Ganz ehrlich? Solche Auftritte kann man sich sparen. Entweder habe ich etwas zu sagen, dann mache ich das klar und deutlich oder ich sage eben nichts. Das, was dort zu hören war, wurde von vielen Seiten als „typisches Anwaltsgelaber“ bezeichnet.
Zu allem Überfluss trennte man sich zwischendurch noch von Denis Shevyrin, was bis heute nicht so ganz nachvollziehbar ist. Auf der einen Seite begründet man die Hovinen-Verpflichtung mit mehr Kadertiefe, auf der anderen Seite lässt man einen noch entwicklungsfähigen jungen deutschen Spieler einfach ziehen.
Nach den sportlichen Fragezeichen, die ohne Zweifel noch bestehen, macht man sich völlig ohne Not (so jedenfalls meine Wahrnehmung) ein Fass bezüglich Teamchemie und Stimmung rund um den Seilersee auf. Der Unmut der Fans nimmt zu, die Stimmung auf der Geschäftsstelle soll dem Vernehmen nach nicht gut sein und es haben wohl einige Mitarbeiter gekündigt. Auch der Goaliecoach steht nicht mehr unter Vertrag.
Wer da wirklich noch auf die Idee kommt, es liegt an den Goalies und mit einer Nachverpflichtung bekommt man das Kind schon geschaukelt, der will einfach nichts anderes sehen.

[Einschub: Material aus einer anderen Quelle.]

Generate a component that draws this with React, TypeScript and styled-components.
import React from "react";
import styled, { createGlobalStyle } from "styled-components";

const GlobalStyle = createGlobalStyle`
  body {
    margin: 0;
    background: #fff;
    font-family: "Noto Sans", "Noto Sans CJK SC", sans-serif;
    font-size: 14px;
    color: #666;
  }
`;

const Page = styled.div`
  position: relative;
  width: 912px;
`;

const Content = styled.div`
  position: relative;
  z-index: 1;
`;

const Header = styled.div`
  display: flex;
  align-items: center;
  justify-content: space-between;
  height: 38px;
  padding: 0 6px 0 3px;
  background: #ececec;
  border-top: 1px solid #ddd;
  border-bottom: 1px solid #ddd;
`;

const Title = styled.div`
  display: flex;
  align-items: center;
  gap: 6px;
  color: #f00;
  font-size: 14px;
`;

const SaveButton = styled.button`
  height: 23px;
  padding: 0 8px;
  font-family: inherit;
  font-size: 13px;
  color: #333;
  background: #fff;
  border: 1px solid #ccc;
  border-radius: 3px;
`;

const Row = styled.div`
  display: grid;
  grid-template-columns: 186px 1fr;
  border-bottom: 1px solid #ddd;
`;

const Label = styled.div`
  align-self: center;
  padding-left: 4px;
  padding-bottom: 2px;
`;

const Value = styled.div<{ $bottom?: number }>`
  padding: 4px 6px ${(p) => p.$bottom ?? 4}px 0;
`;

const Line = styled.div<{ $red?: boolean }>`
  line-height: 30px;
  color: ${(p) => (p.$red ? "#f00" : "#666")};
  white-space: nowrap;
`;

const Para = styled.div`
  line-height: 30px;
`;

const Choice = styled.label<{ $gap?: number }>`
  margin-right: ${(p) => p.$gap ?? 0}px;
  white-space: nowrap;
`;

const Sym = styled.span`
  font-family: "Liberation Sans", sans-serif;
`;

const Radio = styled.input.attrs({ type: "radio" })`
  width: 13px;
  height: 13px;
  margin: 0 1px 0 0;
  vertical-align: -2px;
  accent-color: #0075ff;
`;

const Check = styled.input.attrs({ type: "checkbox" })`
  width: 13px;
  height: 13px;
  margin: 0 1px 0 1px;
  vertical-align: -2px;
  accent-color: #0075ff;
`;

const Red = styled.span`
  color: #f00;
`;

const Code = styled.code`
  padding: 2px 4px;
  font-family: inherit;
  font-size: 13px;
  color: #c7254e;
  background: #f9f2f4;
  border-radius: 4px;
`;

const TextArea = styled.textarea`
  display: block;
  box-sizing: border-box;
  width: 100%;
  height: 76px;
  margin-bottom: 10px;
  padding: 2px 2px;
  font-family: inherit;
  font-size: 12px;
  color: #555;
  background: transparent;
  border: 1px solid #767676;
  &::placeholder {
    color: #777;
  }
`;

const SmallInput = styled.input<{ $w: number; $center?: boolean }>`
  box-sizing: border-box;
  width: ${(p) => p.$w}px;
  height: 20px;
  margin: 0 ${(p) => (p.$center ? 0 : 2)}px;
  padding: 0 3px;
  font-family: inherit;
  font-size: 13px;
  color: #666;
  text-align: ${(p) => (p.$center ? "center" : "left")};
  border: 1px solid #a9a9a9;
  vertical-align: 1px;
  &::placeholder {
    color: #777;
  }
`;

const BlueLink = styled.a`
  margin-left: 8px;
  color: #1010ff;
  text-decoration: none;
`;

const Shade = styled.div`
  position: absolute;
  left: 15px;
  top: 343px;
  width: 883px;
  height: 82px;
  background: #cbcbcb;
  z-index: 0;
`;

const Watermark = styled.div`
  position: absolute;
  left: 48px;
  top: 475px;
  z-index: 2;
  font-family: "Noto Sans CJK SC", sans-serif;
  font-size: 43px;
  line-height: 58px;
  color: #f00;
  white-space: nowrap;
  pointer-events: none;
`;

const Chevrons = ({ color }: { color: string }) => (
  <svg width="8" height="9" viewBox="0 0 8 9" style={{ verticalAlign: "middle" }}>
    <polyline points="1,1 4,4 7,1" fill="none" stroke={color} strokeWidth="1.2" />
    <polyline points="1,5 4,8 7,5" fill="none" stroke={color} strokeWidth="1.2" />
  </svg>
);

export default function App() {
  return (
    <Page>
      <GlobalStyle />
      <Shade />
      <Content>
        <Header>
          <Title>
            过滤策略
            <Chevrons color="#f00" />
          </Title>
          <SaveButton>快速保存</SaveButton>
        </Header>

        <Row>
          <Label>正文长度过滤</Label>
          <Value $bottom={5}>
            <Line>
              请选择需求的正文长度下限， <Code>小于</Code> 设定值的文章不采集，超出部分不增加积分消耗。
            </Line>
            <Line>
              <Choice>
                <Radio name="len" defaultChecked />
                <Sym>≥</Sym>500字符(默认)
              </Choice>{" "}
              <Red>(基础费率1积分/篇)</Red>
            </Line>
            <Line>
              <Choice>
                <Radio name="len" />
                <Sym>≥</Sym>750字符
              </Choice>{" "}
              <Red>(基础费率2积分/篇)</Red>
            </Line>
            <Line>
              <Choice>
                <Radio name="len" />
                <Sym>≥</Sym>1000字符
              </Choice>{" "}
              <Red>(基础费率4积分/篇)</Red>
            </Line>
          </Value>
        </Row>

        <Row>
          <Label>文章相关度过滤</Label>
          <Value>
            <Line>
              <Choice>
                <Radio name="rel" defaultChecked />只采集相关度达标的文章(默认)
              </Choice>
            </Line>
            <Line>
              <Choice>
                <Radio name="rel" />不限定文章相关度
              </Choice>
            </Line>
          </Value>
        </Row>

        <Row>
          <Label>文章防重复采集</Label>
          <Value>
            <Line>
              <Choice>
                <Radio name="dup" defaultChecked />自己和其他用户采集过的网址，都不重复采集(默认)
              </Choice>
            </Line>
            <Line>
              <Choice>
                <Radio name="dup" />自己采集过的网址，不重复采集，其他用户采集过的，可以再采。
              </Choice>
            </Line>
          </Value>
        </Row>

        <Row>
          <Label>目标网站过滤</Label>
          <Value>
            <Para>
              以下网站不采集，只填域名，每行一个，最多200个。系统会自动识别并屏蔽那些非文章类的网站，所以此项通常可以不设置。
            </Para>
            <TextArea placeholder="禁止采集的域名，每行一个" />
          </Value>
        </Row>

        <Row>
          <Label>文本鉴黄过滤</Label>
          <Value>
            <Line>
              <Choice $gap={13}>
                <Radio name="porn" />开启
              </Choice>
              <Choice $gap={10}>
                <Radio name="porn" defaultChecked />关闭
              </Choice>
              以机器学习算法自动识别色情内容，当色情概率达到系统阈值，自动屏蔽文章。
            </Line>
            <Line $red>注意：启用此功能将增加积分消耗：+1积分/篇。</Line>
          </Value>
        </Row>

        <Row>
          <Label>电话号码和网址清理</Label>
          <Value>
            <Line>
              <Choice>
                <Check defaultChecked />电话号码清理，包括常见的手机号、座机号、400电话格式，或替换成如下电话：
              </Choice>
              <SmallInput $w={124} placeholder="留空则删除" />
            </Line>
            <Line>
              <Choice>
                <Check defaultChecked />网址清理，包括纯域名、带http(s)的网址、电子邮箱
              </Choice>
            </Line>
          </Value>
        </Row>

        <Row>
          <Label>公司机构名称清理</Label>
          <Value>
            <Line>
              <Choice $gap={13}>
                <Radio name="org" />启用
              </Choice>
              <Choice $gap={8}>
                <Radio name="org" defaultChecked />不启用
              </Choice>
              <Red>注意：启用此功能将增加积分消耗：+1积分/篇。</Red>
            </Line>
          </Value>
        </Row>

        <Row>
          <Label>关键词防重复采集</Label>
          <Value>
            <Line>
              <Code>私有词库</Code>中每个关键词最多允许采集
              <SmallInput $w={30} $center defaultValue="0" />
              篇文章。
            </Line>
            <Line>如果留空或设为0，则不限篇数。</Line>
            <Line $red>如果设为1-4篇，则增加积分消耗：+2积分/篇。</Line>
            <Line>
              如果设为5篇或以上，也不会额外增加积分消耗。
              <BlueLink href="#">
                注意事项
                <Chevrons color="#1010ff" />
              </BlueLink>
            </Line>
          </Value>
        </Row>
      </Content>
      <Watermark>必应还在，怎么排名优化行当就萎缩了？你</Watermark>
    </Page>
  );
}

Ich bin ganz ehrlich: Es ist anstrengend sich aktuell mit den Roosters zu beschäftigen und noch viel anstrengender sich diese Negativspirale, die eindeutig selbst verschuldet ist, von außen anzuschauen. Ich habe es ganz zu Beginn vom Goalie-Gate bereits gesagt und weiche da nicht von ab:
Wenn man diese Frage nicht schnellstmöglich klärt, dann gibt es Probleme in der Mannschaft und im Umfeld.
Wir befinden uns auf bestem Wege in die gleiche Scheiße wie die letzten zwei Jahre und das wirklich Ärgerliche daran ist: diese Truppe kann ganz eindeutig mehr. Das hat Sie in dieser Saison bereits gezeigt. Man muss ihr scheinbar nur zeigen, wie es geht.